In the stunning probe the paper conducted of its own reporting on the WMD story, her articles (some of them written with other Times reporters) comprised five of the six the paper published that supported the administration's assertion that Hussein had such weapons.
Clearly, she was beating the drum for war, and we do not believe for a moment that in her own mind she was convinced such weapons existed or that she did not know and at least intuitively understand that in her reporting she was doing a job not for the Times alone, as she should have been, but for the part of the intelligence community that is tasked to defend the interests of Israel when they can be harmonized with those of the United States - and sometimes even when they cannot.
There is a fact of life that has rarely been mentioned since Seymour Hersh back in the 1970's reported (in the Times) that the Central Intelligence Agency had long been paying journalists at major newspapers, networks and wire services to be part of their teams. I should add that a "fact of life" is by all means a "fact" that may not be availed of proof, and then I must say that Judith Miller is more than a reporter. In later years, "pay" has instead become "access" and a book.
In her reporting on weapons of mass destruction, Miller has been fulfilling a vaguely defined but politically vital function that allows government - permanent, constitutional government - to go about its business in the national security sphere with the critical support of public opinion.
Her role was simple: to repeat what she was told in print while rejecting any critical analysis that disproved it. Moreover, her role has broad support in government, and one need only hear the criticism that attends attacks on the falsity of government statements regarding national security issues to know that her role is secure. She is not alone in what she does; otherwise respected reporters for major news organizations, such as Wolf Blitzer, Brit Hume and a few others, do the same job for government.
Those reporters, when pressed, would likely explain themselves as having been forced to make critical choices between accuracy and access; they would likely say that uncritical reporting of government views on national security issues is the only way to gain access to the highest levels of power. But in fact, that access - especially to high-level liars - is only necessary when government wants to tell us its point of view. That is often obvious from its actions, which are more easily and accurately reported.
Misleading the American people is a time-honored tradition of many famous politicians. Most presidents have engaged in it.
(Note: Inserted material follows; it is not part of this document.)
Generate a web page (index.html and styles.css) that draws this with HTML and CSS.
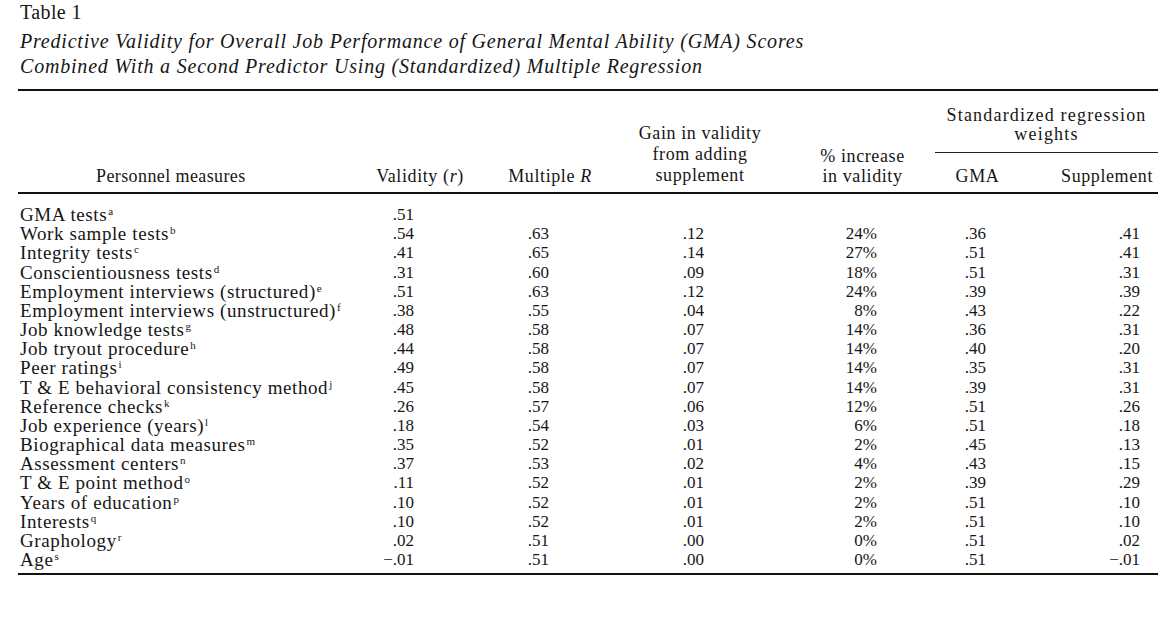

They marshal slender files of evidence and from it construct reams of elaboration, giving their chosen reporters a substantive-seeming defense and supporting documentation to persuade wary editors. The handful of reporters being used by the government must have sufficient autonomy to be able to safely report a lie, and sufficient standing in the journalistic community - and support from the owners of their news organizations - to resist the attacks that may come when they publish lies.
Many Americans find such reporting defensible, and even desirable. They feel no need to know all of the truth, as it does not assist them at all in their daily lives; they similarly respect the need of government to do things in secret, and to have secret goals and operations, so that it can defend us from our enemies and carry out the actions that smart government people believe are necessary.
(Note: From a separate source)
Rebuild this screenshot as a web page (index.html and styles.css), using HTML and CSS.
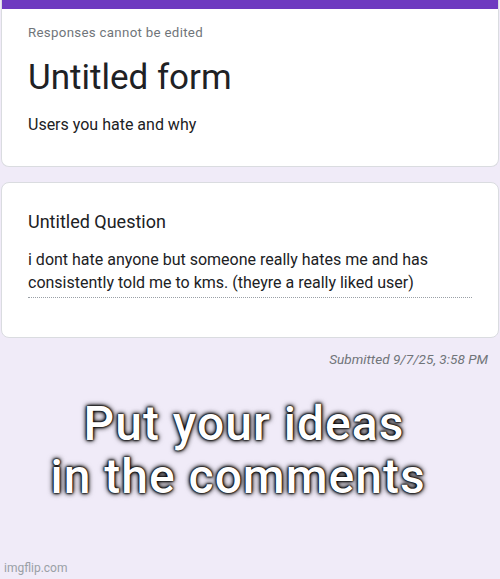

Thus the agenda items of first, protecting Israel - whose physical presence as a state is our ultimate insurance against a catastrophic denial of access to Middle Eastern oil, and whose supporters produce a substantial portion of all the campaign contributions given each year - and second, defending America - which, after all, except for internal subversion and the occasional Al-Qaeda attack is probably unassailable - are goals and operations that fulfill certain aims of American foreign policy and of the grateful people who create it.
I will disappoint many when I say I cannot dispute the rationality of these goals. Israel's odious approach to the Palestinians could never justify our generous financial help, if only due to its impact on public opinion; if we did not fully support Israel, though, its security would be quickly eroded, and the armies of Araby would conquer and destroy it once they got past the nuclear arsenal that we probably provided.
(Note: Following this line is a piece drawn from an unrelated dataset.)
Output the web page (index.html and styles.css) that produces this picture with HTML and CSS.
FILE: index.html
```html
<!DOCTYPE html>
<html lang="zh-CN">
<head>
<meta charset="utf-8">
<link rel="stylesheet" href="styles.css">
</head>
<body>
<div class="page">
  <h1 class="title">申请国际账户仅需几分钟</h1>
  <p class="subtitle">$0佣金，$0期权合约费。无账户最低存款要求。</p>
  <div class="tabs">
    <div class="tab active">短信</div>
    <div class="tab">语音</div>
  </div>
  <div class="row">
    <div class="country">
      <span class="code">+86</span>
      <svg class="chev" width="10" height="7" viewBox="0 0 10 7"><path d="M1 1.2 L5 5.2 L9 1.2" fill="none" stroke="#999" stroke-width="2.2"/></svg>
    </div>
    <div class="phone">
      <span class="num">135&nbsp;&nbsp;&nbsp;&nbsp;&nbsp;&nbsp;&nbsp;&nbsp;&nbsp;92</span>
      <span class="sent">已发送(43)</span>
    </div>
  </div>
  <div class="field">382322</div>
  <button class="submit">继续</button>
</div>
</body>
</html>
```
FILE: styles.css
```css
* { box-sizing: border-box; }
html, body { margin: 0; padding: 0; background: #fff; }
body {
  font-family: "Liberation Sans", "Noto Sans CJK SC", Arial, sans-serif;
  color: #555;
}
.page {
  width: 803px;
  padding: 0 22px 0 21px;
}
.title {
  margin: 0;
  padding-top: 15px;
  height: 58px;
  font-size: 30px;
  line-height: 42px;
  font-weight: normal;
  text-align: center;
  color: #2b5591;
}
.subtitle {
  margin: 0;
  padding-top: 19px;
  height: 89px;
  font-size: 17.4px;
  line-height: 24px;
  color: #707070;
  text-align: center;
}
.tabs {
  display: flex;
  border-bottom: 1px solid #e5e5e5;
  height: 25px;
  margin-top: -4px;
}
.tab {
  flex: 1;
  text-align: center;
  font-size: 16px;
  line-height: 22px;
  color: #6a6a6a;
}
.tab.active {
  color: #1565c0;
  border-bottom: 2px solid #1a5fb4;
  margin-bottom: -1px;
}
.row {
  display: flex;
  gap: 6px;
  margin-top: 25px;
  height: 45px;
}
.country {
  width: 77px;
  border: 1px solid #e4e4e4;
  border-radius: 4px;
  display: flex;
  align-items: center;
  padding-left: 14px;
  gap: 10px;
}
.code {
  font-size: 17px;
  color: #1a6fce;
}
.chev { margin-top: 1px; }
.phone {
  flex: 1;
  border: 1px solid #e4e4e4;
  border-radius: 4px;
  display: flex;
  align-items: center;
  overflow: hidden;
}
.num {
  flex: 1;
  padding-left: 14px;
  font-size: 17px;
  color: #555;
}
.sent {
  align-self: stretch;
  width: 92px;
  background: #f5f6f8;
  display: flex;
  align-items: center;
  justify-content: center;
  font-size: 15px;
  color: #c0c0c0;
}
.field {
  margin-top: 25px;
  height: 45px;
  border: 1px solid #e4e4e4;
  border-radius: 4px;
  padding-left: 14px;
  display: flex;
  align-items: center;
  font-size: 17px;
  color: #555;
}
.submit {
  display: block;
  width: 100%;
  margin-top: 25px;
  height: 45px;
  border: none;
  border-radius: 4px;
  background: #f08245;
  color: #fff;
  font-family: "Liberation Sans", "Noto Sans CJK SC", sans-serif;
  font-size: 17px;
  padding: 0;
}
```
Who would the United States then have as an ally in that region? Saudi Arabia? It would go next. Jordan, third. Bahrain, the tamer Emirates, etc.? Simultaneously.
And what would it cost us to switch our fondness for Israel to fondness for Islamic states? Perhaps nothing economically, but it would be extremely painful; who wants to be in bed with people who chop off heads for adultery, and force women not to wear miniskirts?
It's a lot worse than that, of course. It would require us to back off all of our human rights stands, all of our hopes for Middle Eastern democracies, all of our resistance to the use of shari'a (Islamic law) in international courts, all of our commitment to human rights based on gender, religion and due process - it would degrade and deprave our shelter, our culture, our Constitution.
What troubles me is that we have to lie so much about it. Our government cannot afford to be explicitly so pro-Israel and anti-Islam that it concretely risks access to oil - not unless, that is, we are guaranteed access to the vast and very long-lived resources of Iraq, which dwarf those of most oil-producing nations combined.
That guarantee will only be fulfilled by a friendly government there.
We must acknowledge that in any historic fight with Islam and its extreme defenders, we need a secure and highly strategic base of operations, a mountain redoubt, if you will, that allows us to attack and destroy our enemies with a good degree of impunity, and that is what Iraq is for us. It borders most of the nations that hate us and in so doing fulfills the Godfather's dictum, "Keep your friends close, and your enemies closer."
Judith Miller is an instrument of all that. Firing her would only achieve the promotion of a Miller-in-waiting. I wish her no harm. There must always be a Miller, just as there must always be a Shea.